As a child progresses through her educational development, she should achieve certain developmental benchmarks through each grade. By the time a child reaches the third grade, she should be able to follow classroom rules, read fluently, work well with others, differentiate between right and wrong, improve her ability to process information and understand how to reason and concentrate. As a child completes the third grade, she should build upon these skills and improve her understanding of math, science, social studies and reading.
  1. Math

    • During third grade math lessons, students review the basic principles of addition and subtraction and learn new principles of multiplication and division. By the time a child graduates from the third grade, he should be able to multiple single and multi-digit numbers and be able to divide multi-digit numbers by one-digit numbers. A child should feel comfortable telling time on a clock to the quarter and half-hour and understand how to read a calendar. Students working at a standard rate will know how place values work, be able to differentiate shapes and understand how bar and line graphs convey facts in math.

    Science

    • Entering a third grade science class, students should understand how to observe, measure and classify objects, organisms and events while being able to plan, conduct and communicate the results of a simple scientific investigation. Building off this base of knowledge, students will learn how to measure an object's length, weight and temperature.
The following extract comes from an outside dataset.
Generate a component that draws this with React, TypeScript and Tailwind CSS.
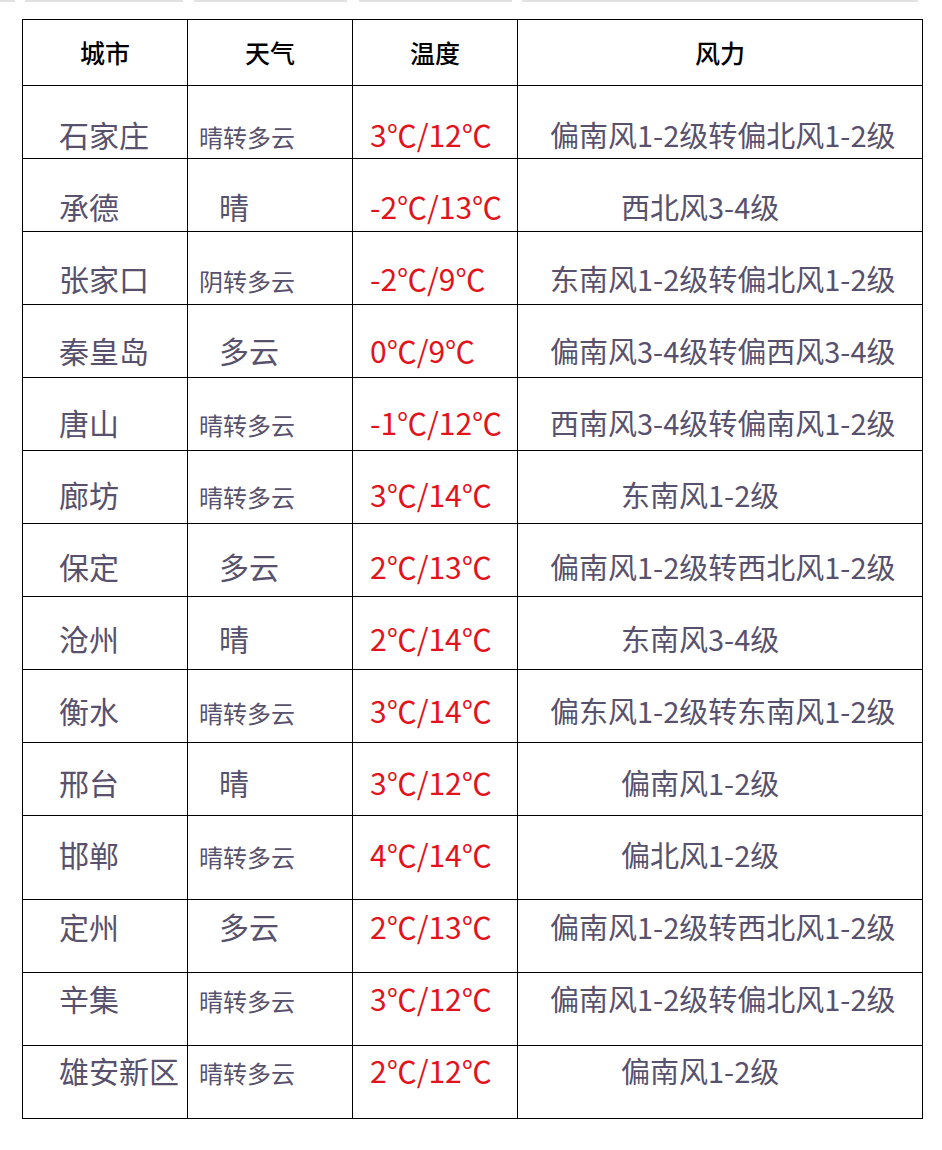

A child will begin to understand the food chain and the basic forces behind earthquakes, volcanoes, hurricane and tornadoes. Children will also learn what an organism's basic needs are for survival and how they exist in their natural habitat.

    Social Studies

    • Students working at a standard level will know who the President of the United States is and some of his duties, what state they live in and where that state is located on a map. A child should be able to identify the seven continents, the cardinal and intermediate directions on a map, the equator and prime meridian, the earth's four hemispheres and basic landforms.

    Reading and Writing

    • By the end of the third grade, you should expect your child to be able to read longer books with more complex stories, understand the meaning of synonyms, homonyms and antonyms and identify main ideas from the reading. A child's understanding of grammar should improve, and she should be able to use punctuation to add meaning to text, write neatly in cursive, copy information from a chalkboard, use prefixes and suffixes and identify and understand compound words, nouns, verbs, adjectives and adverbs in a sentence.